書き忘れたこと③CIEPの投球思想とは?

フランスのセルジーヌSerginesに本拠を置くCIEP(国際ペタンク指導機関)のペタンク講習stagesを昨年1回今年3回と計4回受講した。延べ日数で18日間の受講だ。

受講内容は毎回ブログで紹介しているので概ね理解してもらってると思うが、少し書き漏らしたこともあるので今回追加で説明したい。

実技については様々なアトリエを使用してトレーニングを行い、コーチが各人の技術について個別に指導してくれる。
これは日頃の練習で先輩や上級者のアドバイスを受けているのと基本的には変わらないと思う。

一方、stagesは通常4〜5日かけて行われるが、その相当時間が講義に費やされる。
講義はフランス語で行われるため最初は何を言っているのかよくわからなかった。

しかし、昨年今年と4回も受講して毎回同じ様な内容の講義を聞いていたため、最後の頃は少し理解できるようになった。

講義はペタンクの歴史や競技特性などの一般論も多いが、投球技術に関する具体的な解説もある。

投球技術なんて実践が全てだろうと考える人も多いと思うが、CIEPには独自の投球思想がある。

それは”力まず自然に投げる”ということだと私は理解した。

自然な腕の振りbalancer、しなやかな動作souplesse、美しい放物線belle courbeといった言葉が何度も使われた。

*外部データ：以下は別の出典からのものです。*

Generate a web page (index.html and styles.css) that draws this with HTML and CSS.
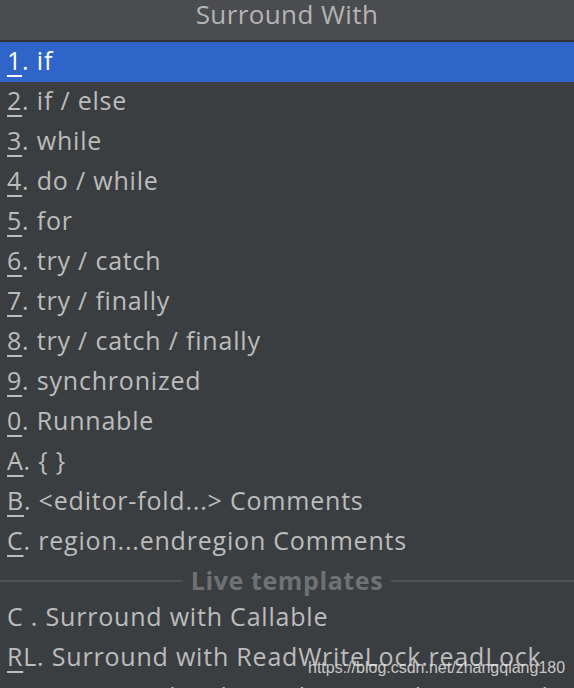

その思想が端的に表れているのが、ティール時の目標の狙い方だと思う。

人間の体と投球メカニズムを考えると、
①ブールは肩を軸とした腕の振りによって投球される。
②一方、視線は体の中心軸にある両目から目標を捉える。

この時、肩の軸と視線の軸のブレをどう調整するのかという疑問が生まれる。

多くのプレイヤーは肩の軸と視線の軸のブレを調整するため、体と首を利き腕側に歪め、肩の軸と視線の軸を同一線上にして投球しようとする。

これに対し、CIEPでは、このブレは身体的には調整せず、体と顔はまっすぐ前を向き、腕も自然な前後の振りで投球するよう求める。

肩の軸と視線の軸のブレは脳内で自動的に調整が行われるという考えらしい。

この教えには最初私も戸惑った。
なぜなら、有名選手でも体を歪めて投球している、と理解していたからだ。
例えば、現代最高のティール手であるディラン・ロシェDylan Rocherのフオームを思い起こしてほしい。
彼は肩の軸と視線の軸を同一線上にして投球しているように見える。

Dylan Rocher : "La pétanque aux Jeux olympiques de Paris, c'était le moment ou jamais" - lindependant.fr
ディラン・ロシェDylan Rocherは特別才能に恵まれたプレイヤーであるから、一般のプレイヤーは真似をすべきではない、と教えられた。

しかしCIEPでは、そうした体を歪める投球フォームは身体上の負荷と不安定を生み、正確で安定したティールの妨げになる、と考えている。

マルコ・フォヨMarco FoyotのフォームはCIEP方式に近いと私は思った。

私も一応はこの教えに従って投球しようとしているが、なかなか難しい。
勿論ティールは殆ど当たらない。

でももう少し教えられた通りに練習を続けようと思う。

さて、私の説明はご理解いただけましたか?

”講義の写真で説明してほしい”、と思われたでしょう。

そう、私もこの講義の写真は撮りたかった

しかし、それは出来なかったのです。

その理由は次回取り上げます。

“書き忘れたこと③CIEPの投球思想とは?” への3件の返信

  1. CIEPの “力まず自然に投げる”思想に接し、意を強くしました。私は長くティールをしてきて、その投法はさまざまに変化してきた。
    1.“くの字投法”(デュランの投法)
    2.“ハズミ投法”(軸足に力を入れ、ハズミで投げる)
    3.腕振り投法(腕の力で投げ、弾道はやや低め)
    4.体幹がブレない自然投法
    この4番目が、今自分の辿り着いた投法である。これがまさしくCIEPの投法思想だと思い自信が持てた。(この投法になってからも確率は高くないが、長時間投げ続けても疲れないことが私にとってうれしい。)
    アミカル氏のお陰でCIEPの投球思想に出会えたことに感謝です。

    1. 古木翁コメントありがとうございました。
      ”力まず自然に”と言うのは容易ですが、実践はなかなか難しいことです。
      私は”力まず自然に”を意識しすぎて、力んでぎこちない投げ方になってしまい、練習の後は肩が痛くなります。
      何が”自然”かを考えるより、投げた後疲れが残らない投げ方が本人にとって”自然”なのかもしれませんね。
      翁が既にこの境地に達しておられたとは、さすがです。